On my R-Car S4 setup, changing this to DMA_TO_DEVICE consistently triggers an
IOMMU fault, so at least on this platform the local path used for the doorbell
mapping is IOMMU-visible. That is the case this dma_map_resource() is intended
to cover.
For that path, my understanding is that the doorbell access ends up as a local
write on the EP side, so it needs write permission, hence DMA_FROM_DEVICE.
Would be interesting why this is not working like normal (when using buffers):
"For Networking drivers, it’s a rather simple affair.
For transmit packets, map/unmap them with the DMA_TO_DEVICE direction specifier.
For receive packets, just the opposite, map/unmap them with the DMA_FROM_DEVICE
direction specifier."
I think the closer analogy is RX: the data comes from outside, but the device
writes to the target, so it needs write permission.
I think it is from the PoV from the IOMMU, is the transaction a Read by a device
or a Write by a device?
For a NIC driver:
For a RX packet, the data is coming from the device to the memory.
device is doing a transaction to memory.
For a TX packet, the data is going from the memory to the device.
In our case, the data is coming from the device, to a device.
Almost like a P2P DMA, but in our case, both devices are the same, so
using the P2P DMA API like pci_p2pdma_add_resource() seems unnecessary.
So should it be DMA_BIDIRECTIONAL ? :)
I understand that for the R-Car S4 Spider IOMMU, it is sufficient to map
it as DMA_FROM_DEVICE. I just want to be sure that on some other IOMMU,
they might consider it sufficient to map this as DMA_TO_DEVICE (because
it is also a transaction going to a device).
I just want to make sure that the code works on more than one IOMMU.

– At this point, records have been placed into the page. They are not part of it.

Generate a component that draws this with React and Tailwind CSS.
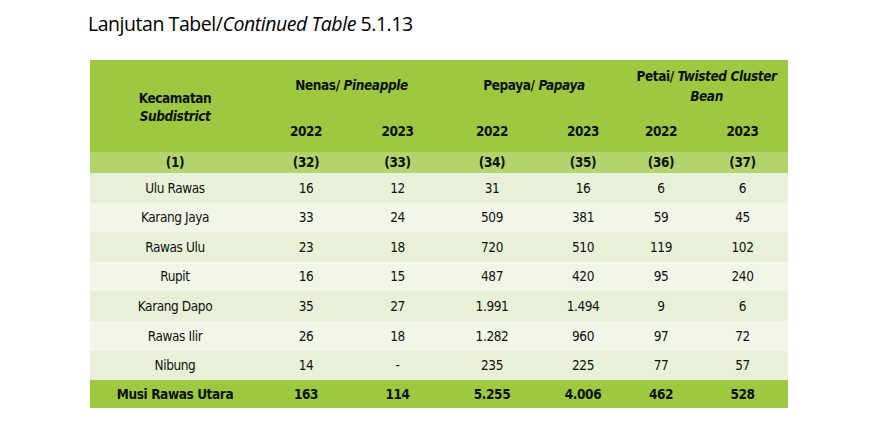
import React from 'react';

const rows = [
  ['Ulu Rawas', '16', '12', '31', '16', '6', '6'],
  ['Karang Jaya', '33', '24', '509', '381', '59', '45'],
  ['Rawas Ulu', '23', '18', '720', '510', '119', '102'],
  ['Rupit', '16', '15', '487', '420', '95', '240'],
  ['Karang Dapo', '35', '27', '1.991', '1.494', '9', '6'],
  ['Rawas Ilir', '26', '18', '1.282', '960', '97', '72'],
  ['Nibung', '14', '-', '235', '225', '77', '57'],
];

const total = ['Musi Rawas Utara', '163', '114', '5.255', '4.006', '462', '528'];
const codes = ['(1)', '(32)', '(33)', '(34)', '(35)', '(36)', '(37)'];
const widths = ['w-[170px]', 'w-[92px]', 'w-[91px]', 'w-[98px]', 'w-[84px]', 'w-[72px]', 'w-[91px]'];

const cond = { fontFamily: '"Liberation Sans Narrow", "DejaVu Sans Condensed", "Roboto Condensed", sans-serif' };

export default function App() {
  return (
    <div className="w-[875px] h-[421px] bg-white text-black pl-[88px] pt-[11px]">
      <h1
        className="text-[19.5px] leading-[26px] tracking-[-0.45px]"
        style={{ fontFamily: '"Open Sans", "Liberation Sans", sans-serif' }}
      >
        Lanjutan Tabel/<span className="italic">Continued Table</span> 5.1.13
      </h1>

      <table
        className="mt-[23px] ml-[2px] w-[698px] table-fixed border-collapse text-[13.5px] tracking-[-0.4px] text-[#111]"
        style={cond}
      >
        <colgroup>
          {widths.map((w, i) => (
            <col key={i} className={w} />
          ))}
        </colgroup>
        <thead>
          {/* group headers */}
          <tr className="bg-[#9cc93f] h-[50px] font-bold">
            <th rowSpan={2} className="align-middle leading-[18px] pt-[2px]">
              Kecamatan
              <br />
              <span className="italic">Subdistrict</span>
            </th>
            <th colSpan={2} className="align-middle">
              Nenas/ <span className="italic">Pineapple</span>
            </th>
            <th colSpan={2} className="align-middle">
              Pepaya/ <span className="italic">Papaya</span>
            </th>
            <th colSpan={2} className="align-middle leading-[20px] pt-[1px]">
              Petai/ <span className="italic">Twisted Cluster</span>
              <br />
              <span className="italic">Bean</span>
            </th>
          </tr>
          <tr className="bg-[#9cc93f] h-[42px] font-bold">
            {['2022', '2023', '2022', '2023', '2022', '2023'].map((y, i) => (
              <th key={i} className="align-middle">
                {y}
              </th>
            ))}
          </tr>
          <tr className="bg-[#b1d46c] h-[21px] font-bold">
            {codes.map((c) => (
              <th key={c} className="align-middle">
                {c}
              </th>
            ))}
          </tr>
        </thead>
        <tbody>
          {rows.map((r, i) => (
            <tr key={r[0]} className={(i % 2 === 0 ? 'bg-[#e8f1d8]' : 'bg-[#f1f6e8]') + ' h-[29.6px]'}>
              {r.map((v, j) => (
                <td key={j} className="text-center align-middle">
                  {v}
                </td>
              ))}
            </tr>
          ))}
          <tr className="bg-[#9cc93f] h-[28px] font-bold">
            {total.map((v, j) => (
              <td key={j} className="text-center align-middle">
                {v}
              </td>
            ))}
          </tr>
        </tbody>
      </table>
    </div>
  );
}
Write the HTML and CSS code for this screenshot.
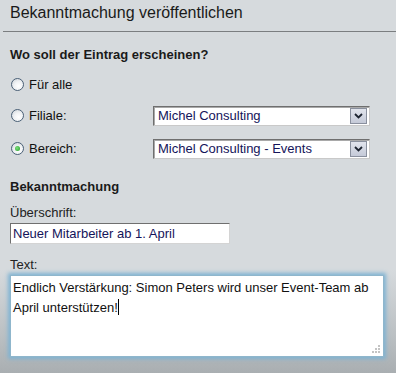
FILE: index.html
```html
<!DOCTYPE html>
<html lang="de">
<head>
    <meta charset="UTF-8">
    <title>Bekanntmachung veröffentlichen</title>
    <link rel="stylesheet" href="styles.css">
</head>
<body>
    <div class="header">
        <h1>Bekanntmachung veröffentlichen</h1>
    </div>

    <div class="content">
        <h2>Wo soll der Eintrag erscheinen?</h2>

        <div class="row">
            <label class="choice"><span class="radio"></span>Für alle</label>
        </div>
        <div class="row">
            <label class="choice"><span class="radio"></span>Filiale:</label>
            <div class="select">
                <span class="select-text">Michel Consulting</span>
                <span class="select-btn">
                    <svg width="9" height="6" viewBox="0 0 9 6"><path d="M1 1 L4.5 4.5 L8 1" fill="none" stroke="#1d2430" stroke-width="1.8"/></svg>
                </span>
            </div>
        </div>
        <div class="row">
            <label class="choice"><span class="radio checked"></span>Bereich:</label>
            <div class="select">
                <span class="select-text">Michel Consulting - Events</span>
                <span class="select-btn">
                    <svg width="9" height="6" viewBox="0 0 9 6"><path d="M1 1 L4.5 4.5 L8 1" fill="none" stroke="#1d2430" stroke-width="1.8"/></svg>
                </span>
            </div>
        </div>

        <h2 class="second">Bekanntmachung</h2>

        <label class="field-label">Überschrift:</label>
        <div class="input">Neuer Mitarbeiter ab 1. April</div>

        <label class="field-label text-label">Text:</label>
        <div class="textarea">
            Endlich Verstärkung: Simon Peters wird unser Event-Team ab April unterstützen!<span class="caret"></span>
            <svg class="grip" width="9" height="9" viewBox="0 0 9 9" fill="#c4c4c4">
                <rect x="6" y="0" width="2" height="2"/>
                <rect x="3" y="3" width="2" height="2"/><rect x="6" y="3" width="2" height="2"/>
                <rect x="0" y="6" width="2" height="2"/><rect x="3" y="6" width="2" height="2"/><rect x="6" y="6" width="2" height="2"/>
            </svg>
        </div>
    </div>
</body>
</html>
```

FILE: styles.css
```css
body {
    font-family: 'Liberation Sans', Arial, sans-serif;
    margin: 0;
    padding: 0;
    width: 396px;
    height: 373px;
    overflow: hidden;
    color: #111;
    background: linear-gradient(#d6dadd 0, #d6dadd 270px, #b9bec1 340px, #a9aeb1 373px);
}

.header {
    height: 31px;
    margin-left: 3px;
    border-bottom: 1px solid #7b7e80;
}

h1 {
    margin: 0;
    padding: 4px 0 0 7px;
    font-size: 16px;
    font-weight: normal;
    color: #1a1a1a;
}

.content {
    padding: 15px 10px 0 10px;
}

h2 {
    margin: 0 0 12px 0;
    font-size: 13px;
    font-weight: bold;
    color: #1a1a1a;
}

h2.second {
    margin: 14px 0 11px 0;
}

.row {
    display: flex;
    align-items: center;
    height: 33px;
}

.row:first-of-type {
    height: 20px;
    margin-bottom: 5px;
}

.choice {
    display: flex;
    align-items: center;
    width: 143px;
    font-size: 13px;
}

.radio {
    width: 11px;
    height: 11px;
    border: 1px solid #4a6076;
    border-radius: 50%;
    margin: 0 5px 0 1px;
    background: radial-gradient(circle at 60% 65%, #ffffff 0, #f0f2f4 45%, #c9ced4 100%);
    position: relative;
}

.radio.checked::after {
    content: "";
    position: absolute;
    left: 3px;
    top: 3px;
    width: 5px;
    height: 5px;
    border-radius: 50%;
    background: radial-gradient(circle at 40% 40%, #7ee07e, #1f9a22);
}

.select {
    display: flex;
    align-items: center;
    width: 211px;
    height: 18px;
    background-color: white;
    border: 1px solid #c9c9c9;
    border-top-color: #6f6f6f;
    border-left-color: #6f6f6f;
    box-shadow: inset 1px 1px 0 #a9a9a9;
    padding-left: 4px;
    font-size: 13px;
    color: #14145a;
}

.select-text {
    flex: 1;
}

.select-btn {
    display: flex;
    align-items: center;
    justify-content: center;
    width: 15px;
    height: 14px;
    margin-right: 2px;
    background: linear-gradient(#e1e4ec, #c5cad8);
    border: 1px solid #8a909e;
}

.field-label {
    display: block;
    font-size: 13px;
    color: #222;
    margin-bottom: 3px;
}

.input {
    width: 216px;
    height: 19px;
    line-height: 19px;
    padding-left: 2px;
    background-color: white;
    border: 1px solid #d4d4d4;
    border-top-color: #6f6f6f;
    border-left-color: #6f6f6f;
    font-size: 13px;
    color: #14145a;
}

.text-label {
    margin-top: 13px;
}

.textarea {
    position: relative;
    width: 370px;
    height: 78px;
    margin-top: 2px;
    padding: 0 0 0 2px;
    background-color: white;
    border: 1px solid #8fb6cc;
    box-shadow: 0 0 4px 2px #7eb3d3;
    font-size: 13px;
    line-height: 20px;
    padding-top: 2px;
    color: #111;
}

.caret {
    display: inline-block;
    width: 1px;
    height: 16px;
    background-color: #000;
    vertical-align: -3px;
}

.grip {
    position: absolute;
    right: 2px;
    bottom: 2px;
}
```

Perhaps some IOMMU experts could help chime in.
Note that I am happy to merge the code as is, as it obviously works on the
only platform that this has been tested on (R-Car S4 Spider), and if other
platform tries to run this test case, if their IOMMU works differently, it
will scream and they will report it to the list. So all good.
I'm mostly want to know how the DMA-API is supposed to be used in this
specific scenario (device doing a write transaction to the same device).
I guess if a device will be reading or writing from this IOVA that is
created by IOMMU by the dma_map() call...
The device will only be writing to this IOVA.
The device will never be reading from the IOVA (since the physical address
is a register in the device itself, we will never supply this IOVA for the
device to read from).
DMA_FROM_DEVICE seems correct in all cases. DMA_BIDIRECTIONAL seems wrong
since the device will never read from this IOVA. Sorry for the noise.
DMA_FROM_DEVICE means the device will be sending write requests to the address; DMA_TO_DEVICE means the device will be sending read requests to the address; DMA_BIDIRECTIONAL means the device might send either or both. Never does the *address* try to pull or push data anywhere of its own accord, regardless of whether it's RAM or MMIO or whatever. Hence why we don't have or need DMA_{TO,FROM}_MEMORY either ;)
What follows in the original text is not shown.